> SET EXERCISE
Reproduce the listing word for word. Skip any image.

> SOURCE MATERIAL

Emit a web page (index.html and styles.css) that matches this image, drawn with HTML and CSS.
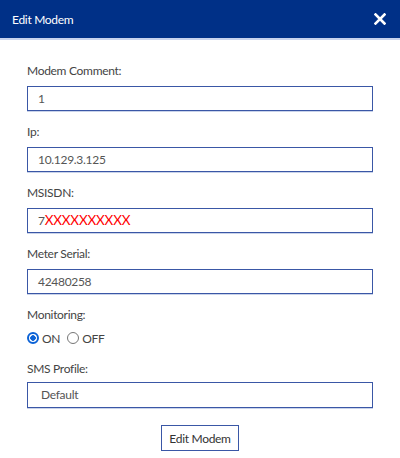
FILE: index.html
```html
<!DOCTYPE html>
<html>
<head>
<meta charset="utf-8">
<link rel="stylesheet" href="styles.css">
</head>
<body>
<div class="modal">
  <div class="modal-header">
    <span class="modal-title">Edit Modem</span>
    <svg class="close" width="12" height="12" viewBox="0 0 12 12"><path d="M1.5 1.5 L10.5 10.5 M10.5 1.5 L1.5 10.5" stroke="#fff" stroke-width="2.6" stroke-linecap="square"/></svg>
  </div>
  <div class="modal-body">
    <div class="field">
      <label class="label">Modem Comment:</label>
      <div class="input">1</div>
    </div>
    <div class="field">
      <label class="label">Ip:</label>
      <div class="input">10.129.3.125</div>
    </div>
    <div class="field">
      <label class="label">MSISDN:</label>
      <div class="input">7<span class="masked">XXXXXXXXXX</span></div>
    </div>
    <div class="field">
      <label class="label">Meter Serial:</label>
      <div class="input">42480258</div>
    </div>
    <div class="field field-radio">
      <label class="label">Monitoring:</label>
      <div class="radios">
        <span class="radio"><span class="dot checked"></span>ON</span>
        <span class="radio"><span class="dot"></span>OFF</span>
      </div>
    </div>
    <div class="field field-sms">
      <label class="label">SMS Profile:</label>
      <div class="input select">Default</div>
    </div>
    <div class="actions">
      <button class="btn">Edit Modem</button>
    </div>
  </div>
</div>
</body>
</html>
```
FILE: styles.css
```css
* { box-sizing: border-box; }
body {
  margin: 0;
  background: #fff;
  font-family: Lato, "Noto Sans", sans-serif;
  letter-spacing: -0.3px;
}
.modal { width: 400px; }
.modal-header {
  height: 40px;
  background: #003087;
  border-bottom: 2px solid #c7d3ee;
  display: flex;
  align-items: center;
  justify-content: space-between;
  padding: 0 14px 0 12px;
}
.modal-title {
  color: #fff;
  font-size: 12px;
}
.close { display: block; }
.modal-body {
  padding: 22px 27px 0 27px;
}
.field { margin-bottom: 12px; }
.label {
  display: block;
  font-size: 12px;
  line-height: 18px;
  color: #444;
  margin-bottom: 6px;
}
.input {
  height: 25px;
  border: 1px solid #3a57a6;
  box-shadow: 0 1px 0 #c9d3ea;
  padding: 0 10px;
  font-size: 12px;
  line-height: 23px;
  color: #555;
}
.select { padding-left: 13px; height: 26px; line-height: 24px; }
.masked { color: #ff0000; font-size: 13.5px; letter-spacing: -0.2px; }
.field-radio { margin-bottom: 13px; }
.field-radio .label { margin-bottom: 5px; }
.field-sms .label { margin-bottom: 4px; }
.radios {
  display: flex;
  align-items: center;
  gap: 7px;
  height: 18px;
  font-size: 12px;
  color: #444;
}
.radio { display: flex; align-items: center; gap: 3px; }
.dot {
  width: 12px;
  height: 12px;
  border-radius: 50%;
  border: 1.5px solid #767676;
  background: #fff;
}
.dot.checked {
  border: 2px solid #0b62d6;
  background: radial-gradient(circle, #0b62d6 0 2.5px, #fff 3px);
}
.actions {
  display: flex;
  justify-content: center;
  padding-top: 5px;
}
.btn {
  width: 78px;
  height: 26px;
  background: #fff;
  border: 1px solid #3a57a6;
  font-family: inherit;
  letter-spacing: -0.3px;
  font-size: 12px;
  color: #333;
  padding: 0;
}
```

> COMPLETE RESPONSE
Emit a web page (index.html and styles.css) that matches this image, drawn with HTML and CSS.
FILE: index.html
```html
<!DOCTYPE html>
<html>
<head>
<meta charset="utf-8">
<link rel="stylesheet" href="styles.css">
</head>
<body>
<div class="modal">
  <div class="modal-header">
    <span class="modal-title">Edit Modem</span>
    <svg class="close" width="12" height="12" viewBox="0 0 12 12"><path d="M1.5 1.5 L10.5 10.5 M10.5 1.5 L1.5 10.5" stroke="#fff" stroke-width="2.6" stroke-linecap="square"/></svg>
  </div>
  <div class="modal-body">
    <div class="field">
      <label class="label">Modem Comment:</label>
      <div class="input">1</div>
    </div>
    <div class="field">
      <label class="label">Ip:</label>
      <div class="input">10.129.3.125</div>
    </div>
    <div class="field">
      <label class="label">MSISDN:</label>
      <div class="input">7<span class="masked">XXXXXXXXXX</span></div>
    </div>
    <div class="field">
      <label class="label">Meter Serial:</label>
      <div class="input">42480258</div>
    </div>
    <div class="field field-radio">
      <label class="label">Monitoring:</label>
      <div class="radios">
        <span class="radio"><span class="dot checked"></span>ON</span>
        <span class="radio"><span class="dot"></span>OFF</span>
      </div>
    </div>
    <div class="field field-sms">
      <label class="label">SMS Profile:</label>
      <div class="input select">Default</div>
    </div>
    <div class="actions">
      <button class="btn">Edit Modem</button>
    </div>
  </div>
</div>
</body>
</html>
```
FILE: styles.css
```css
* { box-sizing: border-box; }
body {
  margin: 0;
  background: #fff;
  font-family: Lato, "Noto Sans", sans-serif;
  letter-spacing: -0.3px;
}
.modal { width: 400px; }
.modal-header {
  height: 40px;
  background: #003087;
  border-bottom: 2px solid #c7d3ee;
  display: flex;
  align-items: center;
  justify-content: space-between;
  padding: 0 14px 0 12px;
}
.modal-title {
  color: #fff;
  font-size: 12px;
}
.close { display: block; }
.modal-body {
  padding: 22px 27px 0 27px;
}
.field { margin-bottom: 12px; }
.label {
  display: block;
  font-size: 12px;
  line-height: 18px;
  color: #444;
  margin-bottom: 6px;
}
.input {
  height: 25px;
  border: 1px solid #3a57a6;
  box-shadow: 0 1px 0 #c9d3ea;
  padding: 0 10px;
  font-size: 12px;
  line-height: 23px;
  color: #555;
}
.select { padding-left: 13px; height: 26px; line-height: 24px; }
.masked { color: #ff0000; font-size: 13.5px; letter-spacing: -0.2px; }
.field-radio { margin-bottom: 13px; }
.field-radio .label { margin-bottom: 5px; }
.field-sms .label { margin-bottom: 4px; }
.radios {
  display: flex;
  align-items: center;
  gap: 7px;
  height: 18px;
  font-size: 12px;
  color: #444;
}
.radio { display: flex; align-items: center; gap: 3px; }
.dot {
  width: 12px;
  height: 12px;
  border-radius: 50%;
  border: 1.5px solid #767676;
  background: #fff;
}
.dot.checked {
  border: 2px solid #0b62d6;
  background: radial-gradient(circle, #0b62d6 0 2.5px, #fff 3px);
}
.actions {
  display: flex;
  justify-content: center;
  padding-top: 5px;
}
.btn {
  width: 78px;
  height: 26px;
  background: #fff;
  border: 1px solid #3a57a6;
  font-family: inherit;
  letter-spacing: -0.3px;
  font-size: 12px;
  color: #333;
  padding: 0;
}
```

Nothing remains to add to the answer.